③治療中や治療後の日常生活の変化:胆道がんの診断後の日常生活の変化の状況、変化を感じた内容、人間関係における変化(図1)

このアンケートの中で、古瀬さんが最も驚いたのは、胆道、または胆道がんの認知度の低さだったそうです。 「胆道、胆道がんの認知度」についての質問に対して、胆道がんと診断される前から胆道、または胆道がんについて知っていた(ある程度知っていた/詳しく知っていた)は2割程度、約半数は全く知らなかった(名前も聞いたことがなかった)。

また、「身近な人に胆道がんと診断されたことを知らせるのにハードルになったこと」の質問に対して、「相手が胆道がんという病気をあまり知らなかった」が35%と最も多く、次いで「とくになかった」30%、「胆道がんがどのような疾患か説明するのが難しかった」 28%。

古瀬さんは、今回の調査結果のまとめとして「胆道がんの認知度が極めて低く、その低さは胆道がん患者さんが周囲に病気になったことを知らせ、困りごとを相談する上でのハードルになっていることがわかりました。

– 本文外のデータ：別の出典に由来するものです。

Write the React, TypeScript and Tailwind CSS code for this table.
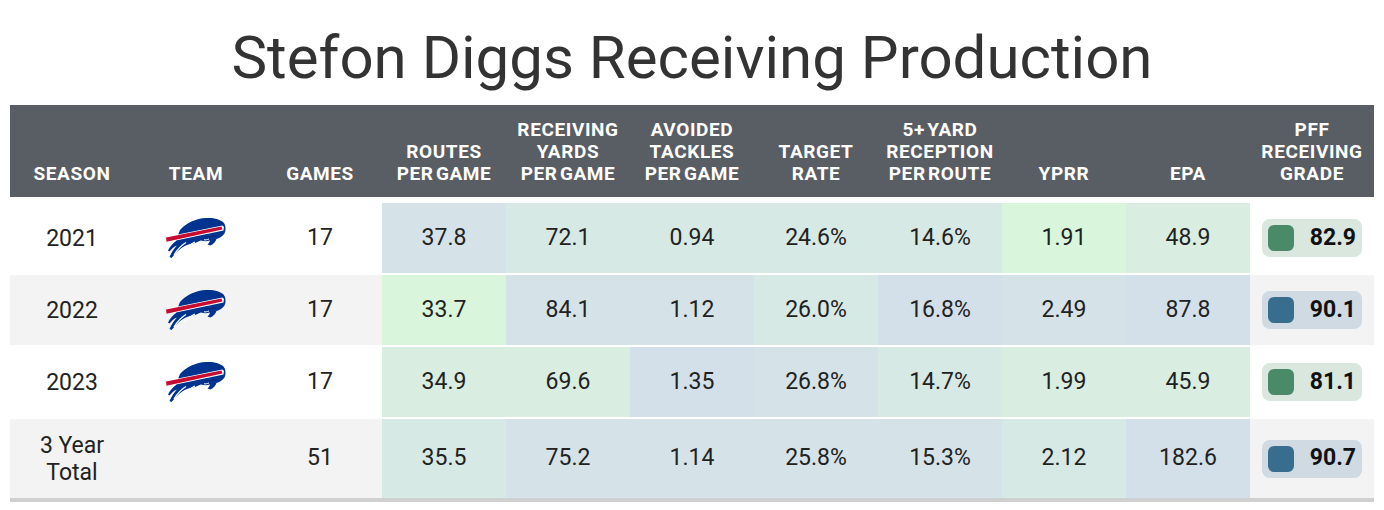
import React from "react";

const HEADERS = [
  ["SEASON"],
  ["TEAM"],
  ["GAMES"],
  ["ROUTES", "PER GAME"],
  ["RECEIVING", "YARDS", "PER GAME"],
  ["AVOIDED", "TACKLES", "PER GAME"],
  ["TARGET", "RATE"],
  ["5+ YARD", "RECEPTION", "PER ROUTE"],
  ["YPRR"],
  ["EPA"],
  ["PFF", "RECEIVING", "GRADE"],
];

// heat colours, bluest -> greenest
const A = "bg-[#d3e0ea]";
const B = "bg-[#d5e3e8]";
const C = "bg-[#d7e9e4]";
const D = "bg-[#d9ede1]";
const E = "bg-[#d9f6dc]";

type Row = {
  season: string[];
  logo: boolean;
  games: string;
  cells: [string, string][];
  grade: string;
  tone: "green" | "blue";
  striped: boolean;
  tall?: boolean;
};

const ROWS: Row[] = [
  {
    season: ["2021"],
    logo: true,
    games: "17",
    cells: [["37.8", B], ["72.1", C], ["0.94", C], ["24.6%", C], ["14.6%", C], ["1.91", E], ["48.9", D]],
    grade: "82.9",
    tone: "green",
    striped: false,
  },
  {
    season: ["2022"],
    logo: true,
    games: "17",
    cells: [["33.7", E], ["84.1", B], ["1.12", B], ["26.0%", C], ["16.8%", A], ["2.49", B], ["87.8", A]],
    grade: "90.1",
    tone: "blue",
    striped: true,
  },
  {
    season: ["2023"],
    logo: true,
    games: "17",
    cells: [["34.9", D], ["69.6", D], ["1.35", A], ["26.8%", B], ["14.7%", C], ["1.99", D], ["45.9", D]],
    grade: "81.1",
    tone: "green",
    striped: false,
  },
  {
    season: ["3 Year", "Total"],
    logo: false,
    games: "51",
    cells: [["35.5", C], ["75.2", B], ["1.14", B], ["25.8%", B], ["15.3%", B], ["2.12", C], ["182.6", A]],
    grade: "90.7",
    tone: "blue",
    striped: true,
    tall: true,
  },
];

const BillsLogo = () => (
  <svg width="62" height="42" viewBox="0 0 62 42">
    {/* body */}
    <path
      d="M15 13 C21 6 31 1.5 41 1 C49 0.5 55.5 2.5 58.5 5.5 C61 8.5 61 13.5 59.5 16.5 C57.5 19.5 54.5 21 51.5 22 C50.5 25 48.5 27 45.5 28.5 L42.5 27.5 C44 26 44.8 25 45 23.5 C42 24.5 39 24.5 36 23.5 C33 24.5 31 26 28 26.5 C24 27 20 28.5 16.5 31 C12.5 34 9.5 37.5 6.5 41 L4.5 40 C6.5 35.5 9 31.5 12 28.5 C9 29.5 7 31.5 4.5 34.5 L3 33.5 C5 29.5 8 26 11 24 L13 18 Z"
      fill="#00338d"
    />
    {/* leg separations */}
    <path d="M21 25.5 C16 28.5 12 33 9 38" stroke="#ffffff" strokeWidth="1.3" fill="none" />
    <path d="M30 25 C26 27 22 30 19.5 33.5" stroke="#ffffff" strokeWidth="1.2" fill="none" />
    <path d="M44 22 C42 22.8 40.5 23 39 22.8" stroke="#ffffff" strokeWidth="1" fill="none" />
    {/* stripe */}
    <path d="M0.5 20 L57.5 8.5 L59 10 L58.5 13.5 L1.5 25.5 Z" fill="#ffffff" />
    <path d="M1 20.5 L56.5 9.5 L57.3 12.5 L1.5 24.8 Z" fill="#c60c30" />
  </svg>
);

const Badge = ({ value, tone }: { value: string; tone: "green" | "blue" }) => (
  <div
    className={`flex items-center justify-between w-[100px] h-[38px] rounded-lg pl-[6px] pr-[6px] ${
      tone === "green" ? "bg-[#d9e7df]" : "bg-[#cfdae2]"
    }`}
  >
    <div className={`w-[26px] h-[26px] rounded-md ${tone === "green" ? "bg-[#4a8a68]" : "bg-[#386d8e]"}`} />
    <span className="text-[23px] font-bold text-[#111]">{value}</span>
  </div>
);

export default function App() {
  return (
    <div className="w-[1384px] h-[510px] bg-white font-['Roboto',sans-serif] text-[#222]">
      <h1 className="pt-[22px] mb-[11px] h-[94px] text-center text-[60px] leading-[72px] text-[#333]">
        Stefon Diggs Receiving Production
      </h1>

      <div className="mx-[10px] w-[1364px]">
        {/* header */}
        <div className="grid grid-cols-11 h-[92px] bg-[#595d64] text-white">
          {HEADERS.map((lines, i) => (
            <div
              key={i}
              className="flex flex-col items-center justify-end pb-[12px] text-[19px] font-bold leading-[22px] tracking-[0.6px] [word-spacing:-3px] text-center"
            >
              {lines.map((l) => (
                <span key={l}>{l}</span>
              ))}
            </div>
          ))}
        </div>

        {/* body */}
        <div className="flex flex-col gap-[2px] pt-[6px] text-[23px]">
          {ROWS.map((r) => {
            const bg = r.striped ? "bg-[#f3f3f3]" : "bg-white";
            return (
              <div key={r.season.join(" ")} className={`grid grid-cols-11 ${r.tall ? "h-[79px]" : "h-[70px]"}`}>
                <div className={`flex flex-col items-center justify-center leading-[27px] ${bg}`}>
                  {r.season.map((s) => (
                    <span key={s}>{s}</span>
                  ))}
                </div>
                <div className={`flex items-center justify-center ${bg}`}>{r.logo && <BillsLogo />}</div>
                <div className={`flex items-center justify-center ${bg}`}>{r.games}</div>
                {r.cells.map(([v, c], i) => (
                  <div key={i} className={`flex items-center justify-center ${c}`}>
                    {v}
                  </div>
                ))}
                <div className={`flex items-center justify-center ${bg}`}>
                  <Badge value={r.grade} tone={r.tone} />
                </div>
              </div>
            );
          })}
        </div>
        <div className="h-[4px] bg-[#d0d0d0]" />
      </div>
    </div>
  );
}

また、初期症状や特有の自覚症状に乏しい胆道がんは、医療機関の受診が遅くなりがちなことも明らかになりました。

胆道がんは体力低下が著しく、日常生活への影響が大きいうえに、病状急変で予定外の入院を余儀なくされることも多い疾患です。患者さんが身の周りのサポートを求めやすい環境づくりにむけて、胆道がんの正しい情報提供と認知向上が極めて重要。また、患者さんにはとくに、セカンドオピニオンやがん相談支援センターを活用いただきたいと思っています」と話しました。

胆道は肝臓で産生された胆汁を小腸へ送る

胆道は、肝臓でつくられる消化を助ける胆汁を小腸に送る働きをしています。食べたものが十二指腸に届くと、胆のうに一時的に貯められ、濃縮された胆汁が十二指腸に送り出され、小腸での脂肪の消化を助けます。

胆道は、胆管、胆のう、十二指腸乳頭の3つに分けられ、胆管は、肝臓に張り巡らされた細い管(肝内胆管)として始まり、それらが合流して肝臓の出口である肝門部で1本にまとまり総肝管を形成します。総肝管は、胆のうとつながる胆のう管が合流して総胆管となり、膵臓の中を通って、膵液を運ぶ膵管とともに十二指腸につながります。このつなぎ目を十二指腸乳頭といいます(図2)。

胆道がん薬物療法に新たな選択肢

胆道がんは、悪性度が高いがんです。2021年、日本では約23,300人が胆道がんと診断され、女性のがん関連死の第6位、男性は第7位でした。胆道がんは早期では無症状のことが多く、新規患者さんの多くが、進行期になってから診断されています。全病期の胆道がん患者さんの 5年生存率は約 19~31%ですが、進行胆道がん患者さんは2.7~5.6%と予後不良です。

そして、これまで10年以上限られた治療法しかなかった切除不能胆道がんに対して、免疫チェックポイント阻害薬イミフィンジ(一般名デュルバルマブ)の併用療法が「TOPAZ-1試験」の結果、切除不能胆道がんの1次治療として2022年12月に承認されました。

「TOPAZ-1試験」とは、イミフィンジと標準治療(GC療法:ゲムシタビン+シスプラチン)の併用療法群(n=341)とプラセボ+GC療法群(n=344)を比較した試験です。

全生存率(OS)を比較すると、イミフィンジ+GC群は、プラセボ+GC群に比べOSを有意に延長し、優越性が検証されました。(OS中央値 12.8カ月 vs 11.5カ月、ハザード比 0.80、p=0.021)。24カ月時点での全生存率は、イミフィンジ+GC群24.9%、プラセボ+GC群10.4%でした(図3)。

主な有害事象は、イミフィンジ+GC群で、貧血(48.2%)、悪心(40.8%)、便秘(32.2%)などでした。さらに、イミフィンジ+GC群の12.7%、プラセボ+GC群の4.7%に免疫介在性有害事象が認められました。Grade3または4の免疫介在性有害事象の発現率はイミフィンジ+GC群で2.4%、プラセボ+GC群で1.5%でした。

「今後、胆道がんの薬物療法はイミフィンジ+GCがニュー・グローバル・スタンダードになるでしょう」と古瀬さんはセミナーを結びました。